Rainbow Chard

beautiful-bunch-of-rainbow-chard

“Oh, you little traitors.” says Uncle Monty in Withnail & I. “I think the carrot infinitely more fascinating than the geranium. The carrot has mystery. Flowers are essentially tarts. Prostitutes for the bees. There is, you’ll agree, a certain ‘je ne sais quoi’ oh so very special about a firm, young carrot. ” 

http://www.youtube.com/watch?v=mPRgi448XfU

It seems that Uncle Monty isn’t the only one partial to a particular vegetable. A friend recently posted an Instagram photograph of a heap of leeks, declaring she had “decided that the leek is the most beautiful of the vegetables.” In today’s Telegraph, Carolyn Heart announced  that  “kale is a determinedly anti-glam product that is having a bit of a moment”. And Nigel Slater has been going big on mushrooms: “If ever there was magic in my kitchen cupboard it is in the jar of dried porcini,” he recently wrote in The Guardian.

Well, I’m throwing my hat in the ring with rainbow chard. Big bunches (2 for £1) have been catching my eye at the vegetable shop on the corner of Broadway Market, where it meets Westgate Street.

There is a distinct lack of colour this time of the year: no leaves on the trees, boxes of potatoes and brown lentil soup. And the – POW – there’s the chard, coloured like an Indian sunset. The incongruous vegetable has big green leaves, but it’s the stalks which are breathtakingly beautiful. Rhubarb pink and lemon yellow,  it’s the Gianni Versace of the vegetables – making all the other Maris Pipers and drab heads of cauliflower look about as exciting as Gordon Brown.

The lovely thing about cooking with chard is that it’s essentially two vegetables in one. It’s best to cook the leaves and the stems separately – they are a different thickness, and are textually very different to each other.

Mid Rib Swiss Chard

People often steam chard, but I’ve been really enjoying pan-frying it instead.

Start by separating the leaves from the stalks. You can do this by using your hands to tear off the leaves, or by running a knife either side of the leaf’s ‘mid rib’. Chop the stems into 2-3cm long pieces, a little like you would with rhubarb stalks.  Then roughly tear the leaves into two or three pieces – keep them quite large, because the leaves wilt down to very small pieces, like spinach.
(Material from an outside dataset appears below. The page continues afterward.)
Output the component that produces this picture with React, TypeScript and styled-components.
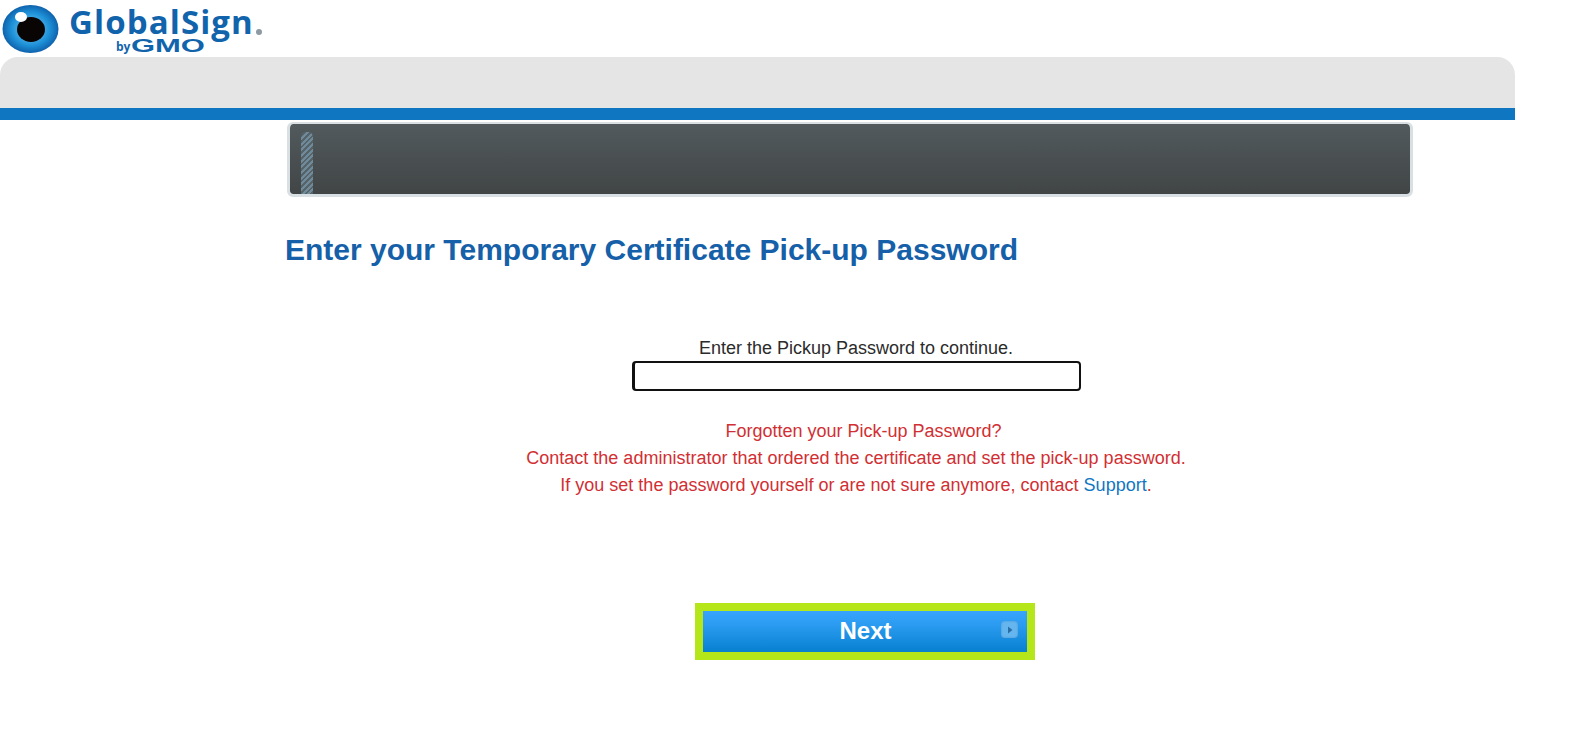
import React from 'react';
import styled, { createGlobalStyle } from 'styled-components';

const GlobalStyle = createGlobalStyle`
  html, body {
    margin: 0;
    padding: 0;
    background: #fff;
    font-family: "Liberation Sans", Arial, sans-serif;
  }
`;

const Page = styled.div`
  width: 1515px;
  height: 729px;
  overflow: hidden;
`;

const LogoRow = styled.header`
  display: flex;
  align-items: flex-start;
  height: 57px;
  padding: 5px 0 0 2px;
  box-sizing: border-box;
`;

const LogoText = styled.div`
  display: flex;
  flex-direction: column;
  margin-left: 10px;
  color: #1164ac;
  font-family: "Open Sans", sans-serif;
`;

const Brand = styled.div`
  display: flex;
  align-items: flex-end;
  height: 33px;
  font-size: 33px;
  font-weight: 700;
  line-height: 33px;
  letter-spacing: 1.1px;
`;

const Registered = styled.span`
  margin: 0 0 3px 2px;
  width: 6px;
  height: 6px;
  border-radius: 50%;
  background: #8d9aa3;
`;

const ByLine = styled.div`
  display: flex;
  align-items: flex-end;
  height: 15px;
  margin: 1px 0 0 47px;
  line-height: 15px;
`;

const By = styled.span`
  font-size: 12px;
  font-weight: 700;
  margin-right: 1px;
`;

const Gmo = styled.span`
  display: inline-block;
  font-family: "Liberation Sans", sans-serif;
  font-size: 18px;
  font-weight: 700;
  transform: scaleX(1.72);
  transform-origin: left center;
`;

const TopBar = styled.div`
  height: 63px;
  box-sizing: border-box;
  background: #e5e5e5;
  border-bottom: 12px solid #0f76c2;
  border-radius: 18px 18px 0 0;
`;

const Content = styled.main`
  width: 1142px;
  margin-left: 285px;
  display: flex;
  flex-direction: column;
`;

const Banner = styled.div`
  width: 1109px;
  height: 62px;
  margin: 2px 0 0 2px;
  padding: 8px 0 0 11px;
  border-style: solid;
  border-color: #d9e0e3;
  border-width: 2px 3px 3px 3px;
  border-radius: 6px;
  background: linear-gradient(#525a5d, #414546);
  background-clip: padding-box;
`;

const Hatch = styled.div`
  width: 12px;
  height: 62px;
  border-radius: 5px 5px 0 0;
  background: repeating-linear-gradient(135deg, #6f8b9b 0 2px, #56646a 2px 4px);
`;

const Title = styled.h1`
  margin: 35px 0 0;
  color: #1560a8;
  font-size: 30px;
  font-weight: 700;
  line-height: 36px;
`;

const Prompt = styled.p`
  margin: 68px 0 0;
  color: #2b2b2b;
  font-size: 18px;
  line-height: 25px;
  text-align: center;
`;

const PasswordInput = styled.input`
  display: block;
  width: 449px;
  height: 30px;
  margin: 0 auto 0 347px;
  padding: 0 3px;
  box-sizing: border-box;
  border: 2px solid #111;
  border-left-width: 3px;
  border-radius: 4px;
  outline: none;
  background: #fff;
`;

const Notice = styled.div`
  margin-top: 27px;
  color: #d12f33;
  font-size: 18px;
  line-height: 27px;
  text-align: center;
`;

const NoticeLead = styled.span`
  display: block;
  padding-left: 15px;
`;

const SupportLink = styled.a`
  color: #0f76c2;
  text-decoration: none;
`;

const ButtonRow = styled.div`
  display: flex;
  margin: 104px 0 0 410px;
`;

const NextButton = styled.button`
  position: relative;
  width: 340px;
  height: 57px;
  box-sizing: border-box;
  border: 8px solid #b4e61a;
  padding: 0 0 2px 1px;
  background: linear-gradient(#38a4fd 0%, #2a9bf0 35%, #0780d0 100%);
  color: #fff;
  font-family: inherit;
  font-size: 24px;
  font-weight: 700;
`;

const ArrowBadge = styled.span`
  position: absolute;
  right: 9px;
  top: 10px;
  width: 17px;
  height: 17px;
  display: flex;
  align-items: center;
  justify-content: center;
  border-radius: 4px;
  background: #65b5ee;
  box-shadow: inset 0 0 2px #3f8fd0;
`;

const EyeLogo = () => (
  <svg width="57" height="48" viewBox="0 0 57 48" aria-hidden="true">
    <defs>
      <radialGradient id="iris" cx="50%" cy="50%" r="50%">
        <stop offset="35%" stopColor="#4fb2ea" />
        <stop offset="70%" stopColor="#1c8fd6" />
        <stop offset="100%" stopColor="#0f62ac" />
      </radialGradient>
    </defs>
    <ellipse cx="28.5" cy="24" rx="28" ry="24" fill="url(#iris)" />
    <ellipse cx="29" cy="24.5" rx="14" ry="12.5" fill="#0a0505" />
    <ellipse cx="19" cy="12" rx="6" ry="5" fill="#fff" />
  </svg>
);

export default function App() {
  return (
    <Page>
      <GlobalStyle />
      <LogoRow>
        <EyeLogo />
        <LogoText>
          <Brand>
            GlobalSign
            <Registered />
          </Brand>
          <ByLine>
            <By>by</By>
            <Gmo>GMO</Gmo>
          </ByLine>
        </LogoText>
      </LogoRow>
      <TopBar />
      <Content>
        <Banner>
          <Hatch />
        </Banner>
        <Title>Enter your Temporary Certificate Pick-up Password</Title>
        <Prompt>Enter the Pickup Password to continue.</Prompt>
        <PasswordInput type="password" />
        <Notice>
          <NoticeLead>Forgotten your Pick-up Password?</NoticeLead>
          Contact the administrator that ordered the certificate and set the pick-up password.
          <br />
          If you set the password yourself or are not sure anymore, contact{' '}
          <SupportLink href="#">Support</SupportLink>.
        </Notice>
        <ButtonRow>
          <NextButton type="button">
            Next
            <ArrowBadge>
              <svg width="8" height="10" viewBox="0 0 8 10" aria-hidden="true">
                <path d="M2 1.5l4.5 3.5-4.5 3.5z" fill="#2a6ea8" />
              </svg>
            </ArrowBadge>
          </NextButton>
        </ButtonRow>
      </Content>
    </Page>
  );
}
Heat up a small bit of oil in a pan, and fry the coloured stalks for 2 minutes. Now pour about 1/2 shot glass of water into the pan, and add the leaves. I found that the water creates a blast of steam, which helps the leaves quickly wilt. Cook until the water has all evaporated (shouldn’t be more than a minute or so), and then season with freshly-ground pepper and a generous pinch of salt.

pan fried chard

Recently, Nigel Slater rather piously served yellow daal with steamed chard, and Jamie has a recipe here for chard cooked ‘Italian style’ with sliced garlic. The photograph below is of a pre-January dish I made of pork and chard. Just delicious…and perhaps an explanation why I’m now trying to rein it in a little!

Pork Chop and Chard

Comments

  1. says

    The beautiful pork chop picture sent me to the article with your byline in the Telegraph. Well done! And I’d never heard of verjus, so thanks for the lesson on something at once old but new to most of us.